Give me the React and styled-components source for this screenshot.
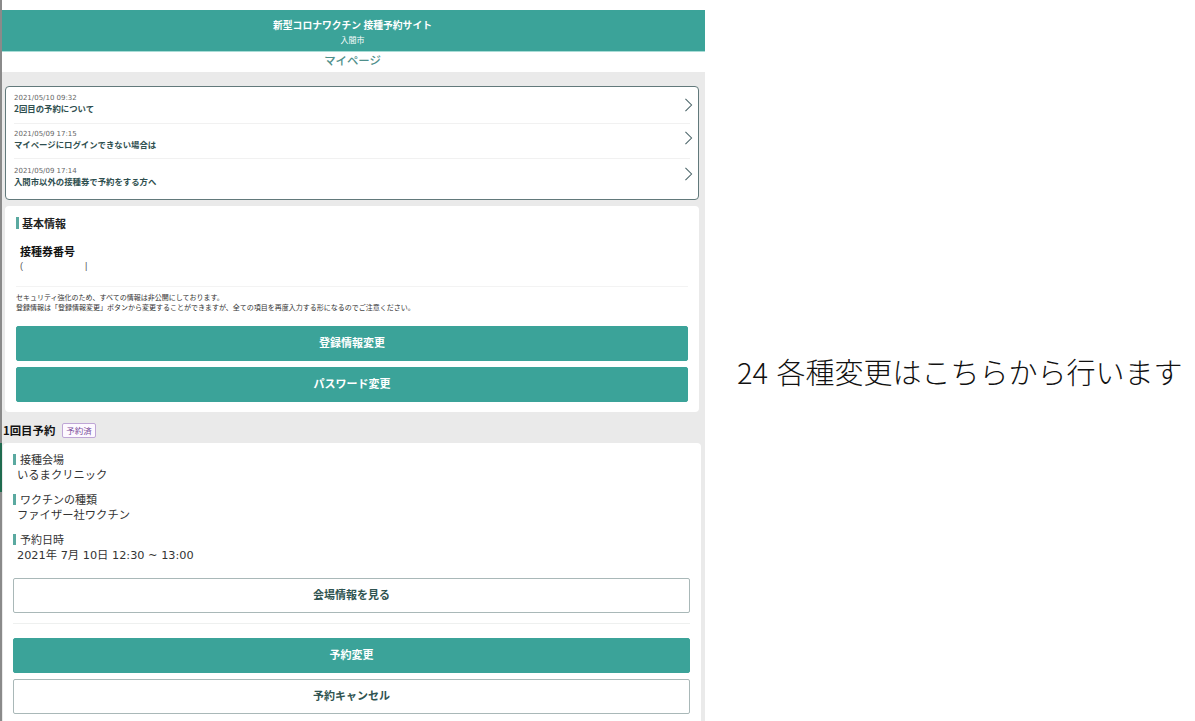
import React from 'react';
import styled, { createGlobalStyle } from 'styled-components';

const GlobalStyle = createGlobalStyle`
  html, body { margin: 0; padding: 0; height: 100%; overflow: hidden; background: #fff; }
  body { font-family: "Noto Sans CJK JP", "Liberation Sans", sans-serif; color: #222; }
  * { box-sizing: border-box; }
`;

const news = [
  { date: '2021/05/10 09:32', title: '2回目の予約について', height: 37, arrowLift: 0 },
  { date: '2021/05/09 17:15', title: 'マイページにログインできない場合は', height: 35, arrowLift: 6 },
  { date: '2021/05/09 17:14', title: '入間市以外の接種券で予約をする方へ', height: 40, arrowLift: 10 },
];

const details = [
  { label: '接種会場', value: 'いるまクリニック' },
  { label: 'ワクチンの種類', value: 'ファイザー社ワクチン' },
  { label: '予約日時', value: '2021年 7月 10日 12:30 ~ 13:00' },
];

const Chevron = ({ lift }) => (
  <ChevronIcon $lift={lift} viewBox="0 0 10 16" fill="none" stroke="#4a6468" strokeWidth="1.2">
    <path d="M1.5 1 L8.5 8 L1.5 15" />
  </ChevronIcon>
);

const App = () => {
  return (
    <Page>
      <GlobalStyle />
      <Phone>
        <Header>
          <SiteTitle>新型コロナワクチン 接種予約サイト</SiteTitle>
          <City>入間市</City>
        </Header>
        <PageTitle>マイページ</PageTitle>
        <Content>
          <NewsCard>
            {news.map((item) => (
              <NewsRow key={item.date} $height={item.height}>
                <NewsText>
                  <NewsDate>{item.date}</NewsDate>
                  <NewsTitle>{item.title}</NewsTitle>
                </NewsText>
                <Chevron lift={item.arrowLift} />
              </NewsRow>
            ))}
          </NewsCard>

          <InfoCard>
            <SectionTitle>基本情報</SectionTitle>
            <TicketLabel>接種券番号</TicketLabel>
            <TicketValue>
              <span>(</span>
              <span>|</span>
            </TicketValue>
            <Notice>
              セキュリティ強化のため、すべての情報は非公開にしております。
              <br />
              登録情報は「登録情報変更」ボタンから変更することができますが、全ての項目を再度入力する形になるのでご注意ください。
            </Notice>
            <ButtonStack>
              <Button>登録情報変更</Button>
              <Button>パスワード変更</Button>
            </ButtonStack>
          </InfoCard>

          <ReserveHeading>
            1回目予約
            <Badge>予約済</Badge>
          </ReserveHeading>

          <ReserveCard>
            {details.map((item) => (
              <Detail key={item.label}>
                <DetailLabel>{item.label}</DetailLabel>
                <DetailValue>{item.value}</DetailValue>
              </Detail>
            ))}
            <Button $outline>会場情報を見る</Button>
            <Divider />
            <ButtonStack>
              <Button>予約変更</Button>
              <Button $outline>予約キャンセル</Button>
            </ButtonStack>
          </ReserveCard>
        </Content>
      </Phone>
      <Note>24 各種変更はこちらから行います</Note>
    </Page>
  );
};

const Page = styled.div`
  display: flex;
  width: 1195px;
  height: 721px;
  overflow: hidden;
`;

const Phone = styled.div`
  position: relative;
  flex: 0 0 705px;
  padding-top: 10px;
  display: flex;
  flex-direction: column;

  /* window edge lying over the page, green where the next window shows through */
  &::before {
    content: "";
    position: absolute;
    top: 0;
    bottom: 0;
    left: 0;
    width: 2px;
    background: linear-gradient(
      #8a8a8a 443px,
      #1f6b4f 443px,
      #1f6b4f 492px,
      #8a8a8a 492px
    );
  }
`;

const Header = styled.header`
  flex: none;
  height: 42px;
  background: #3ba399;
  border-bottom: 1px solid #a9dcd6;
  color: #fff;
  text-align: center;
  padding-top: 8px;
`;

const SiteTitle = styled.div`
  font-size: 9.8px;
  line-height: 14px;
  font-weight: 700;
`;

const City = styled.div`
  font-size: 8px;
  line-height: 13px;
  margin-top: 1px;
`;

const PageTitle = styled.div`
  flex: none;
  height: 20px;
  font-size: 11.4px;
  line-height: 17px;
  font-weight: 500;
  color: #4f8f8b;
  text-align: center;
  background: #fff;
`;

const Content = styled.main`
  flex: 1 0 auto;
  background: #eaeaea;
  padding: 14px 6px 0 5px;
`;

const NewsCard = styled.section`
  height: 114px;
  background: #fff;
  border: 1px solid #62797b;
  border-radius: 4px;
  padding: 0 8px;
`;

const NewsRow = styled.div`
  height: ${(p) => p.$height}px;
  display: flex;
  align-items: center;
  justify-content: space-between;
  border-bottom: 1px solid #f1f1f1;
  &:last-child { border-bottom: 0; }
`;

const NewsText = styled.div`
  padding-bottom: 4px;
  ${NewsRow}:last-child & { padding-bottom: 6px; }
`;

const NewsDate = styled.div`
  font-size: 7px;
  line-height: 10px;
  color: #666;
  font-family: "DejaVu Sans", sans-serif;
`;

const NewsTitle = styled.div`
  font-size: 8.4px;
  line-height: 11px;
  font-weight: 700;
  color: #2f4f4f;
`;

const ChevronIcon = styled.svg`
  width: 9px;
  height: 14px;
  margin-right: -3px;
  margin-bottom: ${(p) => p.$lift}px;
`;

const InfoCard = styled.section`
  height: 206px;
  margin-top: 6px;
  background: #fff;
  border-radius: 4px;
  padding: 11px 11px 0 11px;
`;

const SectionTitle = styled.h2`
  margin: 0;
  padding-left: 3px;
  border-left: 3px solid #5aa9a0;
  font-size: 11px;
  line-height: 12px;
  font-weight: 700;
  color: #222;
`;

const TicketLabel = styled.div`
  margin: 15px 0 0 4px;
  font-size: 11px;
  line-height: 15px;
  font-weight: 700;
  color: #111;
`;

const TicketValue = styled.div`
  display: flex;
  gap: 62px;
  height: 28px;
  padding-left: 4px;
  font-size: 9px;
  line-height: 15px;
  color: #555;
  font-family: "Liberation Sans", sans-serif;
  border-bottom: 1px solid #f3f3f3;
`;

const Notice = styled.p`
  margin: 5px 0 14px;
  font-size: 7px;
  line-height: 10px;
  color: #333;
`;

const ButtonStack = styled.div`
  display: flex;
  flex-direction: column;
  gap: 6px;
`;

const Button = styled.button`
  display: block;
  width: 100%;
  height: 35px;
  border-radius: 2px;
  border: 1px solid ${(p) => (p.$outline ? '#a9b8b8' : '#3ba399')};
  background: ${(p) => (p.$outline ? '#fff' : '#3ba399')};
  color: ${(p) => (p.$outline ? '#2f5350' : '#fff')};
  font-family: inherit;
  font-size: 11px;
  font-weight: 700;
  padding: 0 0 4px;
`;

const ReserveHeading = styled.div`
  display: flex;
  align-items: center;
  height: 31px;
  padding-top: 5px;
  margin-left: -2px;
  font-size: 11.4px;
  font-weight: 700;
  color: #111;
`;

const Badge = styled.span`
  margin-left: 7px;
  height: 15px;
  padding: 0 3px;
  border: 1px solid #bfa6d6;
  border-radius: 2px;
  font-size: 8.5px;
  line-height: 13px;
  font-weight: 400;
  color: #7c4f9c;
  background: #fdf9ff;
`;

const ReserveCard = styled.section`
  margin: 0 -2px;
  height: 290px;
  background: #fff;
  border-radius: 4px;
  padding: 10px 11px 0 10px;
`;

const Detail = styled.div`
  margin-bottom: 11px;
  &:nth-of-type(3) { margin-bottom: 15px; }
`;

const DetailLabel = styled.div`
  padding-left: 4px;
  border-left: 3px solid #5aa9a0;
  font-size: 11px;
  line-height: 11px;
  margin-top: 1px;
  color: #333;
`;

const DetailValue = styled.div`
  margin: 3px 0 0 4px;
  font-family: "DejaVu Sans", "Noto Sans CJK JP", sans-serif;
  font-size: 11.3px;
  line-height: 15px;
  color: #333;
`;

const Divider = styled.hr`
  margin: 10px 0 14px;
  border: 0;
  border-top: 1px solid #eef0ef;
`;

const Note = styled.div`
  flex: 1;
  align-self: center;
  padding: 0 0 0 32px;
  margin-top: 21px;
  font-size: 29px;
  line-height: 32px;
  font-weight: 300;
  word-spacing: 2px;
  white-space: nowrap;
  color: #111;
`;

export default App;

What you will do: Copy nothing but the lines from the first one in the listing through the line with "</NewsCard>", and omit the pictures.

Full answer:
Give me the React and styled-components source for this screenshot.
import React from 'react';
import styled, { createGlobalStyle } from 'styled-components';

const GlobalStyle = createGlobalStyle`
  html, body { margin: 0; padding: 0; height: 100%; overflow: hidden; background: #fff; }
  body { font-family: "Noto Sans CJK JP", "Liberation Sans", sans-serif; color: #222; }
  * { box-sizing: border-box; }
`;

const news = [
  { date: '2021/05/10 09:32', title: '2回目の予約について', height: 37, arrowLift: 0 },
  { date: '2021/05/09 17:15', title: 'マイページにログインできない場合は', height: 35, arrowLift: 6 },
  { date: '2021/05/09 17:14', title: '入間市以外の接種券で予約をする方へ', height: 40, arrowLift: 10 },
];

const details = [
  { label: '接種会場', value: 'いるまクリニック' },
  { label: 'ワクチンの種類', value: 'ファイザー社ワクチン' },
  { label: '予約日時', value: '2021年 7月 10日 12:30 ~ 13:00' },
];

const Chevron = ({ lift }) => (
  <ChevronIcon $lift={lift} viewBox="0 0 10 16" fill="none" stroke="#4a6468" strokeWidth="1.2">
    <path d="M1.5 1 L8.5 8 L1.5 15" />
  </ChevronIcon>
);

const App = () => {
  return (
    <Page>
      <GlobalStyle />
      <Phone>
        <Header>
          <SiteTitle>新型コロナワクチン 接種予約サイト</SiteTitle>
          <City>入間市</City>
        </Header>
        <PageTitle>マイページ</PageTitle>
        <Content>
          <NewsCard>
            {news.map((item) => (
              <NewsRow key={item.date} $height={item.height}>
                <NewsText>
                  <NewsDate>{item.date}</NewsDate>
                  <NewsTitle>{item.title}</NewsTitle>
                </NewsText>
                <Chevron lift={item.arrowLift} />
              </NewsRow>
            ))}
          </NewsCard>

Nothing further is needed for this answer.